REM are no strangers to the "secret" show, having pioneered them back in the Eighties, when they would appear at places such as the tiny Borderline Club under amusing pseudonyms such as Bingo Hand Job. Tonight, however, the locale is the some- what more sedate surroundings of St James Church in Piccadilly, and the ClearChannel passes and the BBC pantechnicon parked round the back attest to the grander scheme in which they operate these days.
Tonight's show is being recorded for a BBC Radio 2 transmission as part of the promotional push for the forthcoming album Around the Sun, and accordingly features mainly tracks that few of the invitation-only audience can have heard yet. You might imagine they would ease us gently into the show with a few well-known numbers, but they opt to open with "Animal", a song only available on the In Time hits compilation, and one whose psychedelic-Beatles texture sounds a little muddy in these surroundings. But things improve rapidly with the brooding "Boy in the Well" and the pop-tastic bounce of "Wanderlust", one of the catchier new songs.

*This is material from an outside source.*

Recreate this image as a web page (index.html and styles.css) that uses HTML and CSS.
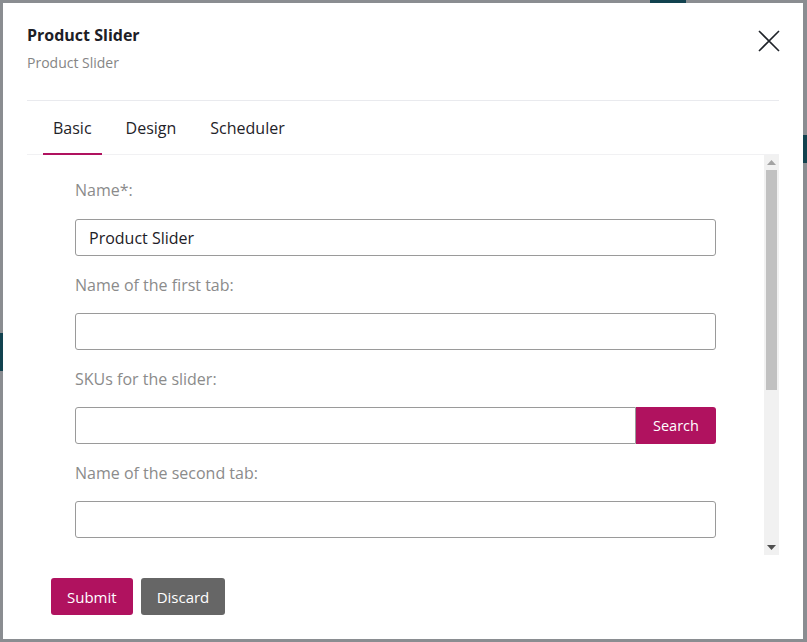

During "She Just Wants to Be", the nattily white-suited Michael Stipe appears to salute the audience, in some hangover from the days when his stage act involved many such hand gestures; but then you realise he's just shading his eyes to gaze around the packed balcony pews, as if searching for friends. The new tracks "Final Straw" and "I Wanted to be Wrong" recall an earlier, folk-rock REM, before Thom Yorke is invited up onstage to sing the Patti Smith part of "E-Bow the Letter". Unfortunately, Yorke fluffs his lines and they have to start the song over, Stipe asking the audience to help their guest by putting their hands up when he should come in. The second run through, Yorke nails it, wailing like a banshee.
"Around the Sun" itself cleaves to the eternal REM verities of arpeggiated chords and intriguing harmonies, with the organ adding an echo of early Traffic. "Aftermath" is less distinguished, but "Losing my Religion" brings a community-singalong mood to the church. A neat, short-haired Peter Buck laces an e-bow guitar line through "Walk Unafraid", which closes the set, before the band return for encores of "Leaving New York" - the strongest song on the new album, and its first single - and old favourites "Imitation of Life" and "Man on the Moon".
Despite the staid surroundings and Stipe's lectern, the mood throughout was less like a concert than a party with a few friends, Stipe screwing up his lyric sheets after each song and throwing them out to the crowd, personal souvenirs greedily snatched by punters like home-run baseballs. REM will be back over here in February for a full-blown arena tour, and on the strength of this show, their energies appear more focused now than they have been for some time.